Ramy Salameh bites into Bitcoin and says the events industry can surf a whole new wave of subject matter, and start a new seam of meetings mining 

Blockchain is the emergent buzzword in business technology circles and has been perceived as the next ‘game changer’ since the arrival of the Internet. As it expands from buzzword to a technology now powering multi-billion-pound companies, the topic is, in tandem, powering up the table of conference and event agendas.

Blockchain technology facilitates and underpins digital currencies such as the ‘Bitcoin’ and ‘Ethereum’ cryptocurrencies.  

So what exactly is Blockchain and how does it work? 

In short, it is a networked database or digital ledger that records transactions on multiple computers. The USP of this technology is that once a record/transaction has been made in the form of a ‘block’ (each block is linked to the previous one, hence the name) it is unalterable. This traceability is a form of carbon dating the exchange of collaborations. 

For most, knowledge and insight around Blockchain technology is still in its infancy and comes with a generous helping of scepticism. All of which bodes particularly well for the meetings and conference industry, which is well able to provide a critical platform to exchange knowledge on the subject. 

The demand for cryptocurrency and Blockchain conferencing means that during 2018, delegates are offered an array of new and growing financial events, such as the ‘London Blockchain Week’ (19-26 January); the ‘Blockchain Expo Global’ ( the world’s largest Blockchain event series which starts in London in, 18-19 April.

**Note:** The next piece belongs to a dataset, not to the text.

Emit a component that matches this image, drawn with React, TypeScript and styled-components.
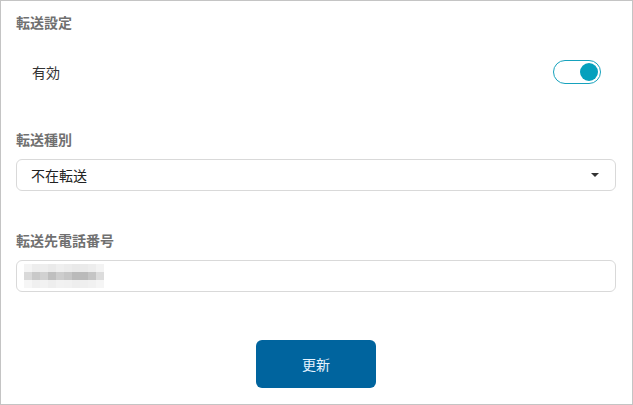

This is followed by the ‘Fintech World Forum2018’ (30-31 May). 

Banking and Finance has long been a key sector for meetings, but the Blockchain boom has exploded not only as a new big topic around traditional conferences and meetings, but inside some of the existing stalwart events as a new and dynamic sub category.

Blockchain could have great potential for creating shared value for the public, private and third sectors, despite many finance traditionalists holding reservations about the cryptocurrency boom. The Bank of England has said it is holding off introducing a cryptocurrency for fears of destabilising the banking sector, yet continues to research this growing market. Such research will invariably mean many meeting internally, as well as externally, to acquire greater insight through such conferences and events.  

Blockchain is definitely the new entrant on the technology block, and the appetite for knowledge around it is greater than ever; the conference and meetings industry needs to be agile to exploit opportunity with this potentially exponential demand.